[WRITTEN EXERCISE] Reproduce the listing word for word, leaving every picture behind.

[START DATA PROVIDED]

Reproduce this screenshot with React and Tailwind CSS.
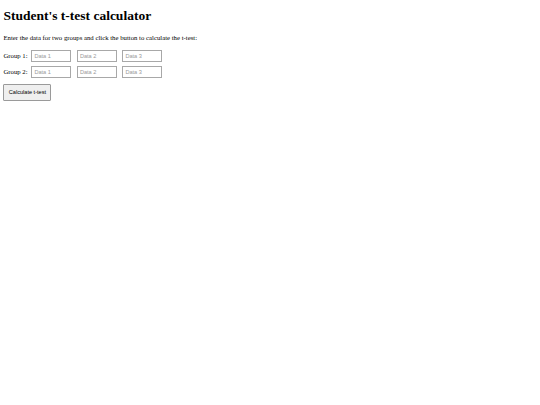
import React from 'react';

const GroupRow = ({ label }) => (
  <div className="flex items-center h-[12px]">
    <span className="text-[6.75px] leading-[8px] w-[28px] shrink-0 whitespace-nowrap">{label}</span>
    <div className="flex gap-[5.5px]">
      {['Data 1', 'Data 2', 'Data 3'].map((p) => (
        <input
          key={p}
          type="text"
          placeholder={p}
          className="w-[40px] h-[12px] border border-[#a8a8a8] bg-white px-[2px] text-[5.6px] font-['Liberation_Sans',Arial,sans-serif] placeholder:text-[#9a9a9a] outline-none"
        />
      ))}
    </div>
  </div>
);

export default function App() {
  return (
    <div className="min-h-screen bg-white text-black px-[3.4px] font-['Liberation_Serif','Times_New_Roman',serif]">
      <h1 className="pt-[8px] text-[13.5px] leading-[15px] font-bold">Student's t-test calculator</h1>
      <p className="mt-[10.5px] text-[6.75px] leading-[7.5px]">
        Enter the data for two groups and click the button to calculate the t-test:
      </p>

      <div className="mt-[9px] flex flex-col gap-[4px]">
        <GroupRow label="Group 1:" />
        <GroupRow label="Group 2:" />
      </div>

      <button
        type="button"
        className="mt-[6px] w-[48px] h-[17px] border border-[#9a9a9a] bg-[#efefef] rounded-[1px] text-[5.6px] font-['Liberation_Sans',Arial,sans-serif] text-black flex items-center justify-center"
      >
        Calculate t-test
      </button>
    </div>
  );
}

[END DATA PROVIDED]

[WORKED SOLUTION]
Reproduce this screenshot with React and Tailwind CSS.
import React from 'react';

const GroupRow = ({ label }) => (
  <div className="flex items-center h-[12px]">
    <span className="text-[6.75px] leading-[8px] w-[28px] shrink-0 whitespace-nowrap">{label}</span>
    <div className="flex gap-[5.5px]">
      {['Data 1', 'Data 2', 'Data 3'].map((p) => (
        <input
          key={p}
          type="text"
          placeholder={p}
          className="w-[40px] h-[12px] border border-[#a8a8a8] bg-white px-[2px] text-[5.6px] font-['Liberation_Sans',Arial,sans-serif] placeholder:text-[#9a9a9a] outline-none"
        />
      ))}
    </div>
  </div>
);

export default function App() {
  return (
    <div className="min-h-screen bg-white text-black px-[3.4px] font-['Liberation_Serif','Times_New_Roman',serif]">
      <h1 className="pt-[8px] text-[13.5px] leading-[15px] font-bold">Student's t-test calculator</h1>
      <p className="mt-[10.5px] text-[6.75px] leading-[7.5px]">
        Enter the data for two groups and click the button to calculate the t-test:
      </p>

      <div className="mt-[9px] flex flex-col gap-[4px]">
        <GroupRow label="Group 1:" />
        <GroupRow label="Group 2:" />
      </div>

      <button
        type="button"
        className="mt-[6px] w-[48px] h-[17px] border border-[#9a9a9a] bg-[#efefef] rounded-[1px] text-[5.6px] font-['Liberation_Sans',Arial,sans-serif] text-black flex items-center justify-center"
      >
        Calculate t-test
      </button>
    </div>
  );
}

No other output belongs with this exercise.